Records with interface code
########################################

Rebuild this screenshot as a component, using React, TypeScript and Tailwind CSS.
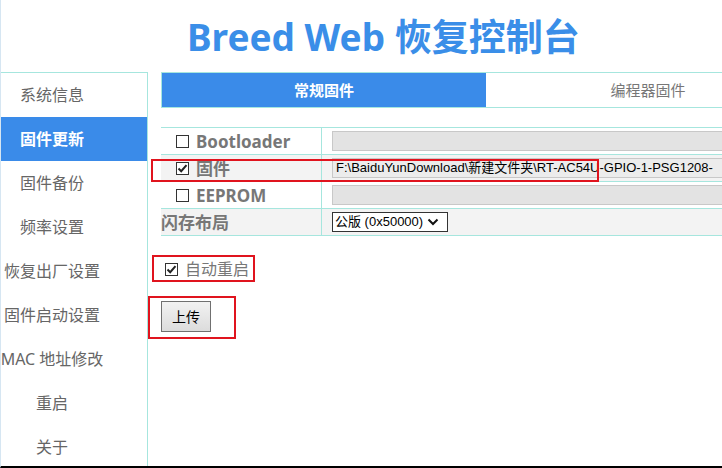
import React from "react";

const CJK = '"Noto Sans", "Noto Sans CJK SC", sans-serif';

function Box({ checked }: { checked?: boolean }) {
  return (
    <span className="inline-flex w-[13px] h-[13px] border border-[#333] bg-white items-center justify-center shrink-0">
      {checked && (
        <svg width="11" height="11" viewBox="0 0 11 11">
          <path d="M1.5 5.5 L4.2 8.2 L9.5 2.2" fill="none" stroke="#222" strokeWidth="2" />
        </svg>
      )}
    </span>
  );
}

const menu = ["系统信息", "固件更新", "固件备份", "频率设置", "恢复出厂设置", "固件启动设置", "MAC 地址修改", "重启", "关于"];

export default function App() {
  return (
    <div
      className="relative w-[722px] h-[468px] overflow-hidden bg-white border-l border-[#d6e6f2] border-b-2 border-b-black"
      style={{ fontFamily: CJK }}
    >
      <div className="h-[72px] flex items-center pl-[186px]">
        <h1 className="text-[37px] font-bold text-[#3a8ee8] leading-none whitespace-nowrap">Breed Web 恢复控制台</h1>
      </div>
      <div className="flex">
        <div className="w-[147px] h-[400px] border-t border-r border-[#a6e6de] shrink-0">
          {menu.map((m, i) => (
            <div
              key={m}
              className={
                "h-[44px] flex items-center justify-center pr-[44px] text-[16px] whitespace-nowrap " +
                (i === 1 ? "bg-[#3a8be9] text-white font-bold" : "text-[#666]")
              }
            >
              {m}
            </div>
          ))}
        </div>
        <div className="pl-[13px] w-[700px] shrink-0">
          <div className="flex h-[36px] border border-[#a6e6de] w-[660px]">
            <div className="w-[324px] bg-[#3a8be9] text-white font-bold text-[15px] flex items-center justify-center">常规固件</div>
            <div className="w-[324px] text-[#777] text-[15px] flex items-center justify-center">编程器固件</div>
          </div>
          <div className="mt-[19px] border-t border-[#a6e6de] w-[700px]">
            {[
              { label: "Bootloader", box: true, checked: false, bg: "bg-white" },
              { label: "固件", box: true, checked: true, bg: "bg-[#f3f3f3]" },
              { label: "EEPROM", box: true, checked: false, bg: "bg-white" },
              { label: "闪存布局", box: false, checked: false, bg: "bg-[#f3f3f3]" },
            ].map((r, i) => (
              <div key={r.label} className={"flex h-[27px] border-b border-[#a6e6de] " + r.bg}>
                <div className="w-[161px] border-r border-[#a6e6de] flex items-center shrink-0">
                  {r.box ? (
                    <div className="flex items-center pl-[15px] gap-[7px]">
                      <Box checked={r.checked} />
                      <span className="text-[17px] font-bold text-[#777] leading-none">{r.label}</span>
                    </div>
                  ) : (
                    <span className="text-[17px] font-bold text-[#777] leading-none">{r.label}</span>
                  )}
                </div>
                <div className="flex items-center pl-[10px] flex-1">
                  {i === 3 ? (
                    <div
                      className="h-[20px] w-[116px] border border-[#333] bg-white flex items-center pl-[2px] gap-[4px] text-[13px] text-black"
                      style={{ fontFamily: '"Liberation Sans", "Noto Sans CJK SC", sans-serif' }}
                    >
                      <span>公版 (0x50000)</span>
                      <svg width="12" height="10" viewBox="0 0 12 10">
                        <path d="M1.5 2.5 L6 7 L10.5 2.5" fill="none" stroke="#111" strokeWidth="2" />
                      </svg>
                    </div>
                  ) : (
                    <div
                      className={
                        "h-[20px] w-[420px] border border-[#c8c8c8] flex items-center pl-[3px] text-[13px] text-black whitespace-nowrap overflow-hidden " +
                        (i === 1 ? "bg-[#ececec]" : "bg-[#e3e3e3]")
                      }
                      style={{ fontFamily: '"Liberation Sans", "Noto Sans CJK SC", sans-serif' }}
                    >
                      {i === 1 ? "F:\\BaiduYunDownload\\新建文件夹\\RT-AC54U-GPIO-1-PSG1208-" : ""}
                    </div>
                  )}
                </div>
              </div>
            ))}
          </div>
          <div className="flex items-center gap-[7px] pl-[4px] mt-[26px] h-[14px]">
            <Box checked />
            <span className="text-[16px] text-[#777]">自动重启</span>
          </div>
          <div className="mt-[25px]">
            <button
              className="w-[50px] h-[31px] border border-[#707070] bg-gradient-to-b from-[#f2f2f2] to-[#dcdcdc] text-[14px] text-black"
              style={{ fontFamily: CJK }}
            >
              上传
            </button>
          </div>
        </div>
      </div>
      <div className="absolute left-[150px] top-[159px] w-[448px] h-[23px] border-2 border-[#e0141e]" />
      <div className="absolute left-[151px] top-[255px] w-[103px] h-[27px] border-2 border-[#e0141e]" />
      <div className="absolute left-[147px] top-[296px] w-[88px] h-[43px] border-2 border-[#e0141e]" />
    </div>
  );
}
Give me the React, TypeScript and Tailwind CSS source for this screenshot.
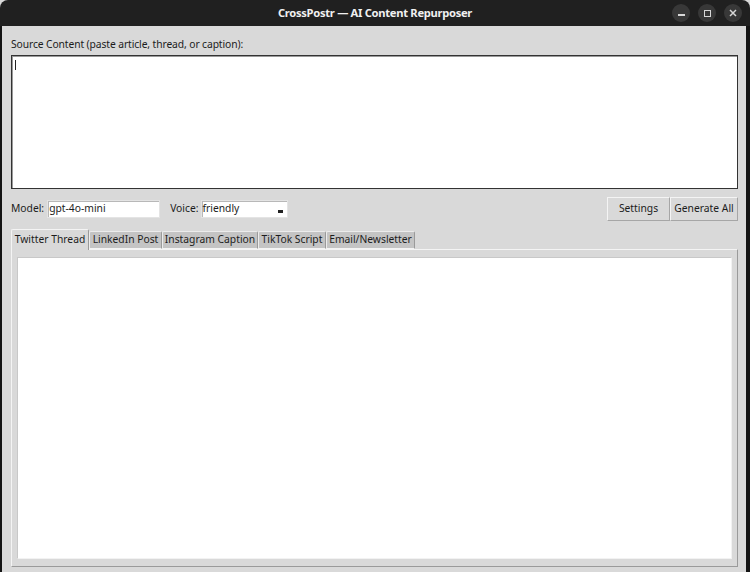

########################################

DIRECTIONS FOR THIS TASK:
Pictures are excluded; copy every other part of the records exactly.

ANSWER TO THE TASK:
Rebuild this screenshot as a component, using React, TypeScript and Tailwind CSS.
import React from "react";

const CJK = '"Noto Sans", "Noto Sans CJK SC", sans-serif';

function Box({ checked }: { checked?: boolean }) {
  return (
    <span className="inline-flex w-[13px] h-[13px] border border-[#333] bg-white items-center justify-center shrink-0">
      {checked && (
        <svg width="11" height="11" viewBox="0 0 11 11">
          <path d="M1.5 5.5 L4.2 8.2 L9.5 2.2" fill="none" stroke="#222" strokeWidth="2" />
        </svg>
      )}
    </span>
  );
}

const menu = ["系统信息", "固件更新", "固件备份", "频率设置", "恢复出厂设置", "固件启动设置", "MAC 地址修改", "重启", "关于"];

export default function App() {
  return (
    <div
      className="relative w-[722px] h-[468px] overflow-hidden bg-white border-l border-[#d6e6f2] border-b-2 border-b-black"
      style={{ fontFamily: CJK }}
    >
      <div className="h-[72px] flex items-center pl-[186px]">
        <h1 className="text-[37px] font-bold text-[#3a8ee8] leading-none whitespace-nowrap">Breed Web 恢复控制台</h1>
      </div>
      <div className="flex">
        <div className="w-[147px] h-[400px] border-t border-r border-[#a6e6de] shrink-0">
          {menu.map((m, i) => (
            <div
              key={m}
              className={
                "h-[44px] flex items-center justify-center pr-[44px] text-[16px] whitespace-nowrap " +
                (i === 1 ? "bg-[#3a8be9] text-white font-bold" : "text-[#666]")
              }
            >
              {m}
            </div>
          ))}
        </div>
        <div className="pl-[13px] w-[700px] shrink-0">
          <div className="flex h-[36px] border border-[#a6e6de] w-[660px]">
            <div className="w-[324px] bg-[#3a8be9] text-white font-bold text-[15px] flex items-center justify-center">常规固件</div>
            <div className="w-[324px] text-[#777] text-[15px] flex items-center justify-center">编程器固件</div>
          </div>
          <div className="mt-[19px] border-t border-[#a6e6de] w-[700px]">
            {[
              { label: "Bootloader", box: true, checked: false, bg: "bg-white" },
              { label: "固件", box: true, checked: true, bg: "bg-[#f3f3f3]" },
              { label: "EEPROM", box: true, checked: false, bg: "bg-white" },
              { label: "闪存布局", box: false, checked: false, bg: "bg-[#f3f3f3]" },
            ].map((r, i) => (
              <div key={r.label} className={"flex h-[27px] border-b border-[#a6e6de] " + r.bg}>
                <div className="w-[161px] border-r border-[#a6e6de] flex items-center shrink-0">
                  {r.box ? (
                    <div className="flex items-center pl-[15px] gap-[7px]">
                      <Box checked={r.checked} />
                      <span className="text-[17px] font-bold text-[#777] leading-none">{r.label}</span>
                    </div>
                  ) : (
                    <span className="text-[17px] font-bold text-[#777] leading-none">{r.label}</span>
                  )}
                </div>
                <div className="flex items-center pl-[10px] flex-1">
                  {i === 3 ? (
                    <div
                      className="h-[20px] w-[116px] border border-[#333] bg-white flex items-center pl-[2px] gap-[4px] text-[13px] text-black"
                      style={{ fontFamily: '"Liberation Sans", "Noto Sans CJK SC", sans-serif' }}
                    >
                      <span>公版 (0x50000)</span>
                      <svg width="12" height="10" viewBox="0 0 12 10">
                        <path d="M1.5 2.5 L6 7 L10.5 2.5" fill="none" stroke="#111" strokeWidth="2" />
                      </svg>
                    </div>
                  ) : (
                    <div
                      className={
                        "h-[20px] w-[420px] border border-[#c8c8c8] flex items-center pl-[3px] text-[13px] text-black whitespace-nowrap overflow-hidden " +
                        (i === 1 ? "bg-[#ececec]" : "bg-[#e3e3e3]")
                      }
                      style={{ fontFamily: '"Liberation Sans", "Noto Sans CJK SC", sans-serif' }}
                    >
                      {i === 1 ? "F:\\BaiduYunDownload\\新建文件夹\\RT-AC54U-GPIO-1-PSG1208-" : ""}
                    </div>
                  )}
                </div>
              </div>
            ))}
          </div>
          <div className="flex items-center gap-[7px] pl-[4px] mt-[26px] h-[14px]">
            <Box checked />
            <span className="text-[16px] text-[#777]">自动重启</span>
          </div>
          <div className="mt-[25px]">
            <button
              className="w-[50px] h-[31px] border border-[#707070] bg-gradient-to-b from-[#f2f2f2] to-[#dcdcdc] text-[14px] text-black"
              style={{ fontFamily: CJK }}
            >
              上传
            </button>
          </div>
        </div>
      </div>
      <div className="absolute left-[150px] top-[159px] w-[448px] h-[23px] border-2 border-[#e0141e]" />
      <div className="absolute left-[151px] top-[255px] w-[103px] h-[27px] border-2 border-[#e0141e]" />
      <div className="absolute left-[147px] top-[296px] w-[88px] h-[43px] border-2 border-[#e0141e]" />
    </div>
  );
}
Give me the React, TypeScript and Tailwind CSS source for this screenshot.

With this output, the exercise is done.